The Pentagon has said that two of its B-52 bombers flew near China-built islands in the South China Sea despite being warned by Chinese air-traffic controllers. The planes did not fly within 12 nautical miles of any of the man-made islands that Beijing claims as part of its territory, according to the US Department of Defence.

They reportedly made the flight overnight on 8-9 November from Guam before returning to the island. Chinese air traffic controllers warned the bombers over their flight path, but they continued their mission undeterred, commander Bill Urban said on 12 November.

"The B-52s were on a routine mission in the SCS (South China Sea)," he was quoted as saying by Reuters.

Territorial disputes

China has grown increasingly assertive on maritime territorial disputes with South East Asian nations in recent years, with the country claiming most of the South and East China seas as part of its sovereign territory. Beijing has also built artificial islands in the midst of a reef system in the South China Sea known as the Spratly Islands - increasing tension with Taiwan, Vietnam, the Philippines, Malaysia and Brunei, who all have overlapping claims on the territory.

ROKS Sokcho & USS Lassen
The USS Lassen (right) challenged Chinese territorial claims in the South China Sea last month US Navy/Reuters

A Pentagon spokesman, meanwhile, said the flight of the bombers was not meant to challenge China's territorial claims. "We conduct B-52 flights in international air space in that part of the world all the time," Peter Cook said.

The incident comes days before US President Barack Obama travels to the region for the Asia Pacific Economic Co-operation Summit and the annual Association of South-East Asian Nations meeting, where territorial disputes are likely to be high on the agenda.

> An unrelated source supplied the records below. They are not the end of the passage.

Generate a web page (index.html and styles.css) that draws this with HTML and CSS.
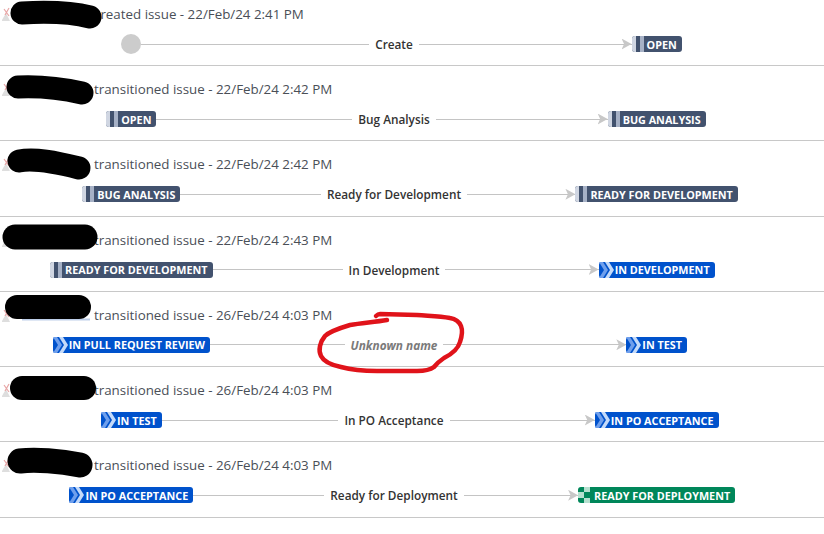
FILE: index.html
```html
<!DOCTYPE html>
<html lang="en">
<head>
<meta charset="utf-8">
<title>Issue history</title>
<link rel="stylesheet" href="styles.css">
</head>
<body>
<main class="history">
  <section class="entry">
    <p class="summary"><svg class="avatar" viewBox="0 0 10 16"><path d="M1 14L5 7l4 8H1z" fill="#dedede"/><path d="M3 3l5 7M8 2L4 9" stroke="#e8a5a5" stroke-width="1.2" fill="none"/></svg><span class="name"></span>created issue - 22/Feb/24 2:41 PM</p>
    <div class="flow">
      <div class="side from"><s></s><span class="start-dot"></span><i></i></div>
      <div class="mid"><i></i><b>Create</b><i></i></div>
      <div class="side to"><i></i><em></em><span class="status grey"><u class="bars"></u>OPEN</span><s></s></div>
    </div>
  </section>
  <section class="entry">
    <p class="summary"><svg class="avatar" viewBox="0 0 10 16"><path d="M1 14L5 7l4 8H1z" fill="#dedede"/><path d="M3 3l5 7M8 2L4 9" stroke="#e8a5a5" stroke-width="1.2" fill="none"/></svg><span class="name"></span>transitioned issue - 22/Feb/24 2:42 PM</p>
    <div class="flow">
      <div class="side from"><s></s><span class="status grey"><u class="bars"></u>OPEN</span><i></i></div>
      <div class="mid"><i></i><b>Bug Analysis</b><i></i></div>
      <div class="side to"><i></i><em></em><span class="status grey"><u class="bars"></u>BUG ANALYSIS</span><s></s></div>
    </div>
  </section>
  <section class="entry">
    <p class="summary"><svg class="avatar" viewBox="0 0 10 16"><path d="M1 14L5 7l4 8H1z" fill="#dedede"/><path d="M3 3l5 7M8 2L4 9" stroke="#e8a5a5" stroke-width="1.2" fill="none"/></svg><span class="name"></span>transitioned issue - 22/Feb/24 2:42 PM</p>
    <div class="flow">
      <div class="side from"><s></s><span class="status grey"><u class="bars"></u>BUG ANALYSIS</span><i></i></div>
      <div class="mid"><i></i><b>Ready for Development</b><i></i></div>
      <div class="side to"><i></i><em></em><span class="status grey"><u class="bars"></u>READY FOR DEVELOPMENT</span><s></s></div>
    </div>
  </section>
  <section class="entry">
    <p class="summary"><svg class="avatar" viewBox="0 0 10 16"><path d="M1 14L5 7l4 8H1z" fill="#dedede"/><path d="M3 3l5 7M8 2L4 9" stroke="#e8a5a5" stroke-width="1.2" fill="none"/></svg><span class="name"></span>transitioned issue - 22/Feb/24 2:43 PM</p>
    <div class="flow">
      <div class="side from"><s></s><span class="status grey"><u class="bars"></u>READY FOR DEVELOPMENT</span><i></i></div>
      <div class="mid"><i></i><b>In Development</b><i></i></div>
      <div class="side to"><i></i><em></em><span class="status blue"><svg class="chev" viewBox="0 0 15 16"><path d="M0 0h4l5 8-5 8H0l5-8z" fill="#6f9fec"/><path d="M6 0h4l5 8-5 8H6l5-8z" fill="#c4daf9"/></svg>IN DEVELOPMENT</span><s></s></div>
    </div>
  </section>
  <section class="entry">
    <p class="summary"><svg class="avatar" viewBox="0 0 10 16"><path d="M1 14L5 7l4 8H1z" fill="#dedede"/><path d="M3 3l5 7M8 2L4 9" stroke="#e8a5a5" stroke-width="1.2" fill="none"/></svg><span class="name"></span>transitioned issue - 26/Feb/24 4:03 PM</p>
    <div class="flow">
      <div class="side from"><s></s><span class="status blue"><svg class="chev" viewBox="0 0 15 16"><path d="M0 0h4l5 8-5 8H0l5-8z" fill="#6f9fec"/><path d="M6 0h4l5 8-5 8H6l5-8z" fill="#c4daf9"/></svg>IN PULL REQUEST REVIEW</span><i></i></div>
      <div class="mid"><i></i><b class="unknown">Unknown name</b><i></i></div>
      <div class="side to"><i></i><em></em><span class="status blue"><svg class="chev" viewBox="0 0 15 16"><path d="M0 0h4l5 8-5 8H0l5-8z" fill="#6f9fec"/><path d="M6 0h4l5 8-5 8H6l5-8z" fill="#c4daf9"/></svg>IN TEST</span><s></s></div>
    </div>
  </section>
  <section class="entry">
    <p class="summary"><svg class="avatar" viewBox="0 0 10 16"><path d="M1 14L5 7l4 8H1z" fill="#dedede"/><path d="M3 3l5 7M8 2L4 9" stroke="#e8a5a5" stroke-width="1.2" fill="none"/></svg><span class="name"></span>transitioned issue - 26/Feb/24 4:03 PM</p>
    <div class="flow">
      <div class="side from"><s></s><span class="status blue"><svg class="chev" viewBox="0 0 15 16"><path d="M0 0h4l5 8-5 8H0l5-8z" fill="#6f9fec"/><path d="M6 0h4l5 8-5 8H6l5-8z" fill="#c4daf9"/></svg>IN TEST</span><i></i></div>
      <div class="mid"><i></i><b>In PO Acceptance</b><i></i></div>
      <div class="side to"><i></i><em></em><span class="status blue"><svg class="chev" viewBox="0 0 15 16"><path d="M0 0h4l5 8-5 8H0l5-8z" fill="#6f9fec"/><path d="M6 0h4l5 8-5 8H6l5-8z" fill="#c4daf9"/></svg>IN PO ACCEPTANCE</span><s></s></div>
    </div>
  </section>
  <section class="entry">
    <p class="summary"><svg class="avatar" viewBox="0 0 10 16"><path d="M1 14L5 7l4 8H1z" fill="#dedede"/><path d="M3 3l5 7M8 2L4 9" stroke="#e8a5a5" stroke-width="1.2" fill="none"/></svg><span class="name"></span>transitioned issue - 26/Feb/24 4:03 PM</p>
    <div class="flow">
      <div class="side from"><s></s><span class="status blue"><svg class="chev" viewBox="0 0 15 16"><path d="M0 0h4l5 8-5 8H0l5-8z" fill="#6f9fec"/><path d="M6 0h4l5 8-5 8H6l5-8z" fill="#c4daf9"/></svg>IN PO ACCEPTANCE</span><i></i></div>
      <div class="mid"><i></i><b>Ready for Deployment</b><i></i></div>
      <div class="side to"><i></i><em></em><span class="status green"><svg class="check" viewBox="0 0 12 16"><path d="M6 0h6v5H6zM0 5h6v6H0zM6 11h6v5H6z" fill="#b5e0cf"/></svg>READY FOR DEPLOYMENT</span><s></s></div>
    </div>
  </section>
</main>
<svg class="markup" viewBox="0 0 824 534" aria-hidden="true">
  <path d="M22 319.5H90" stroke="#6f94cf" stroke-width="2" opacity=".45" fill="none"/>
  <g fill="none" stroke="#000" stroke-linecap="round" stroke-linejoin="round">
    <path d="M22 13C40 12 70 12 90 17" stroke-width="23"/>
    <path d="M18 87C40 86 60 88 82 93" stroke-width="23"/>
    <path d="M19 161C35 158 55 162 79 168" stroke-width="23"/>
    <path d="M15 237H85" stroke-width="25"/>
    <path d="M17 307H79" stroke-width="24"/>
    <path d="M22 388H84" stroke-width="24"/>
    <path d="M20 461C35 459 60 461 80 465" stroke-width="25"/>
  </g>
  <path d="M387 320C375 322 362 323 350 325C340 328 330 331 325 336C320 342 318 350 321 356C324 362 331 365 341 367C352 370 365 371 377 371L417 371C424 371 430 370 434 367C438 362 441 360 444 358C452 354 458 349 460 342C462 336 463 331 461 326C459 321 456 319 450 318C440 316 430 316 417 315L380 314C378 314 377 315 376 316" fill="none" stroke="#e0131a" stroke-width="4.5" stroke-linecap="round" stroke-linejoin="round"/>
</svg>
</body>
</html>
```
FILE: styles.css
```css
* { box-sizing: border-box; }
html, body { margin: 0; padding: 0; background: #fff; }
body {
  position: relative;
  width: 824px;
  height: 534px;
  overflow: hidden;
  font-family: "Open Sans", "Liberation Sans", sans-serif;
  color: #333;
}
.history { display: flex; flex-direction: column; }
.entry {
  height: 75.25px;
  border-bottom: 1px solid #c8c8c8;
  padding-top: 13px;
}
.entry:first-child { height: 66px; padding-top: 4px; }
.summary {
  display: flex;
  align-items: center;
  height: 20px;
  margin: 0;
  font-size: 13.35px;
  line-height: 20px;
  color: #4a4f57;
}
.avatar {
  flex: none;
  width: 10px;
  height: 16px;
  margin: 0 0 0 1px;
}
.name { flex: none; width: 83px; }
.flow {
  display: grid;
  grid-template-columns: repeat(3, 262.67px);
  height: 20px;
  margin-top: 10px;
  align-items: center;
}
.side, .mid { display: flex; align-items: center; min-width: 0; }
.side i, .mid i, .side s { flex: 1 1 0; }
.side i, .mid i { height: 1px; background: #c4c4c4; }
.side s { display: block; }
.side em {
  flex: none;
  width: 10px;
  height: 11px;
  margin-left: -10px;
  background: #c8c8c8;
  clip-path: polygon(0 0, 100% 50%, 0 100%, 25% 50%);
}
.mid b {
  flex: none;
  padding: 0 6px;
  font-size: 11.8px;
  font-weight: 600;
  color: #333;
}
.mid b.unknown { font-style: italic; font-weight: 700; color: #7a7a7a; }
.start-dot {
  flex: none;
  width: 20px;
  height: 20px;
  border-radius: 50%;
  background: #ccc;
}
.status {
  flex: none;
  display: flex;
  align-items: center;
  height: 16px;
  padding-right: 5px;
  border-radius: 3px;
  font-size: 10.8px;
  font-weight: 700;
  color: #fff;
  white-space: nowrap;
}
.grey { background: #42526e; }
.blue { background: #0052cc; }
.green { background: #00875a; }
.bars {
  display: block;
  flex: none;
  width: 12px;
  height: 16px;
  margin-right: 3px;
  border-radius: 3px 0 0 3px;
  background: linear-gradient(90deg, #d0d6e2 0 4px, #42526e 4px 8px, #a6b1c6 8px 12px);
}
.chev { flex: none; width: 15px; height: 16px; margin-right: 1px; }
.check { flex: none; width: 12px; height: 16px; margin-right: 4px; }
.markup {
  position: absolute;
  left: 0;
  top: 0;
  width: 824px;
  height: 534px;
  pointer-events: none;
}
```
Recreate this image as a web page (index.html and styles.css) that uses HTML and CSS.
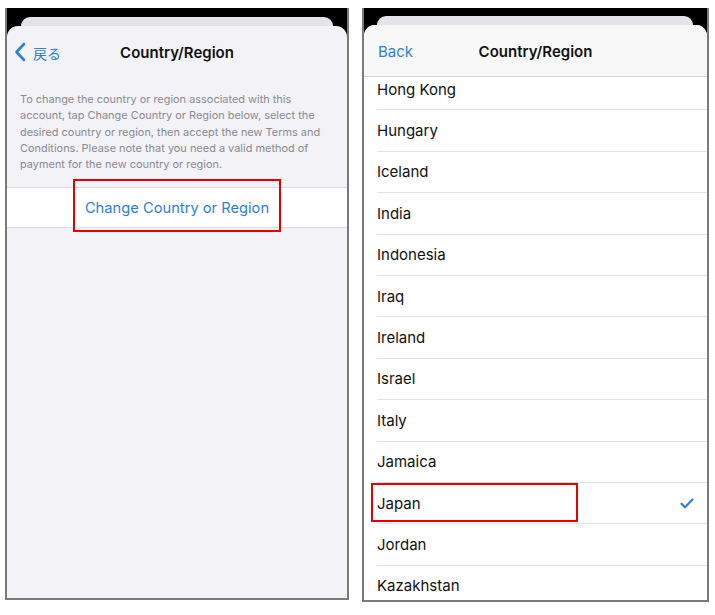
FILE: index.html
```html
<!DOCTYPE html>
<html lang="en">
<head>
    <meta charset="UTF-8" />
    <title>Country/Region</title>
    <link rel="stylesheet" href="styles.css">
</head>
<body>
    <div class="shots">
        <div class="phone phone-left">
            <div class="tab"></div>
            <div class="sheet sheet-gray">
                <div class="nav">
                    <div class="back">
                        <svg class="chev" width="12" height="20" viewBox="0 0 12 20"><path d="M10 2 L2.5 10 L10 18" fill="none" stroke="#2f7fd6" stroke-width="2.6" stroke-linecap="round" stroke-linejoin="round"/></svg>
                        <span class="back-jp">戻る</span>
                    </div>
                    <div class="title">Country/Region</div>
                </div>
                <p class="note">To change the country or region associated with this account, tap Change Country or Region below, select the desired country or region, then accept the new Terms and Conditions. Please note that you need a valid method of payment for the new country or region.</p>
                <div class="action">
                    <span class="action-text">Change Country or Region</span>
                    <div class="mark mark-action"></div>
                </div>
            </div>
        </div>
        <div class="phone phone-right">
            <div class="tab"></div>
            <div class="sheet sheet-white">
                <div class="nav nav-bar">
                    <div class="back back-en">Back</div>
                    <div class="title">Country/Region</div>
                </div>
                <ul class="list">
                    <li>Hong Kong</li>
                    <li>Hungary</li>
                    <li>Iceland</li>
                    <li>India</li>
                    <li>Indonesia</li>
                    <li>Iraq</li>
                    <li>Ireland</li>
                    <li>Israel</li>
                    <li>Italy</li>
                    <li>Jamaica</li>
                    <li class="picked">
                        <span>Japan</span>
                        <svg class="check" width="14" height="11" viewBox="0 0 14 11"><path d="M1.5 5.8 L5 9.2 L12.5 1.5" fill="none" stroke="#2f7fd6" stroke-width="2.2" stroke-linecap="round" stroke-linejoin="round"/></svg>
                        <div class="mark mark-row"></div>
                    </li>
                    <li>Jordan</li>
                    <li>Kazakhstan</li>
                </ul>
            </div>
        </div>
    </div>
</body>
</html>
```

FILE: styles.css
```css
*{
    margin:0;
    padding:0;
    box-sizing:border-box;
    list-style:none;
}
body{
    background:#fff;
    font-family:"Inter","Noto Sans CJK JP",sans-serif;
}
.shots{
    display:flex;
    align-items:flex-start;
    gap:13px;
    padding:8px 0 0 5px;
}
.phone{
    background:#000;
    border:2px solid #7a7a7a;
    border-top:none;
    padding-top:9px;
    display:flex;
    flex-direction:column;
    overflow:hidden;
}
.phone-left{
    width:344px;
    height:592px;
}
.phone-right{
    width:347px;
    height:594px;
    padding-top:8px;
}
.tab{
    height:9px;
    margin:0 14px;
    background:#e4e4e8;
    border-radius:10px 10px 0 0;
}
.phone-right .tab{
    margin:0 14px 0 13px;
}
.sheet{
    flex:1;
    border-radius:11px 11px 0 0;
    overflow:hidden;
}
.sheet-gray{
    background:#f2f2f7;
}
.sheet-white{
    background:#fff;
}
.nav{
    position:relative;
    z-index:2;
    height:52px;
    display:flex;
    align-items:center;
    justify-content:center;
}
.nav-bar{
    background:#f8f8f8;
    border-bottom:1px solid #d6d6d8;
}
.title{
    font-size:15px;
    font-weight:600;
    color:#111;
    padding-top:1px;
}
.back{
    position:absolute;
    left:7px;
    top:0;
    height:100%;
    display:flex;
    align-items:center;
    gap:7px;
    color:#2f7fd6;
}
.back-jp{
    font-size:14px;
    padding-top:1px;
}
.back-en{
    left:14px;
    font-size:15px;
    padding-top:1px;
}
.note{
    padding:13px 8px 0 13px;
    font-size:10.95px;
    line-height:16.3px;
    color:#8b8b90;
}
.action{
    position:relative;
    margin-top:15px;
    height:41px;
    background:#fff;
    border-top:1px solid #dcdce0;
    border-bottom:1px solid #dcdce0;
    display:flex;
    align-items:center;
    justify-content:center;
}
.action-text{
    font-size:14.7px;
    color:#2f7fd6;
}
.mark{
    position:absolute;
    border:2px solid #e60000;
}
.mark-action{
    left:66px;
    top:-9px;
    width:208px;
    height:53px;
}
.list{
    margin-top:-8px;
}
.list li{
    position:relative;
    height:41.4px;
    margin-left:13px;
    padding-right:13px;
    border-bottom:1px solid #e2e2e4;
    display:flex;
    align-items:center;
    justify-content:space-between;
    font-size:15px;
    color:#111;
}
.mark-row{
    left:-6px;
    top:0;
    width:207px;
    height:39px;
}
```
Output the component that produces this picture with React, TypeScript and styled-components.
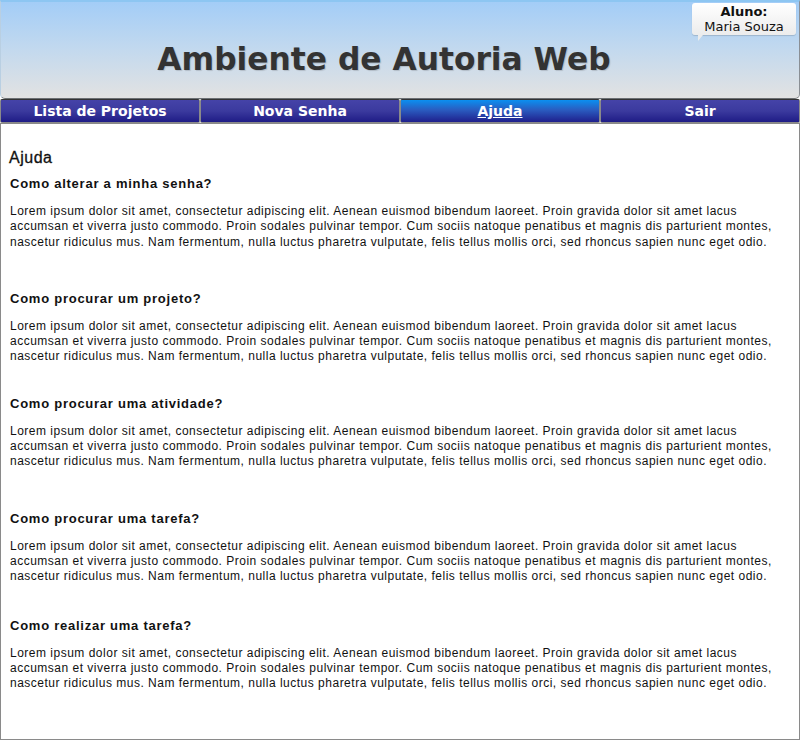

Last month, a US guided-missile destroyer, the USS Lassen, breached the 12-nautical mile zone China claims around the Subi and Mischief reefs in the Spratly Islands as part of its Freedom of Navigation programme.

Beijing reacted angrily to the incursion, with the Communist government warning that it would "resolutely respond to any country's deliberately provocative actions". The Chinese foreign ministry summoned the US ambassador to protest over the incident.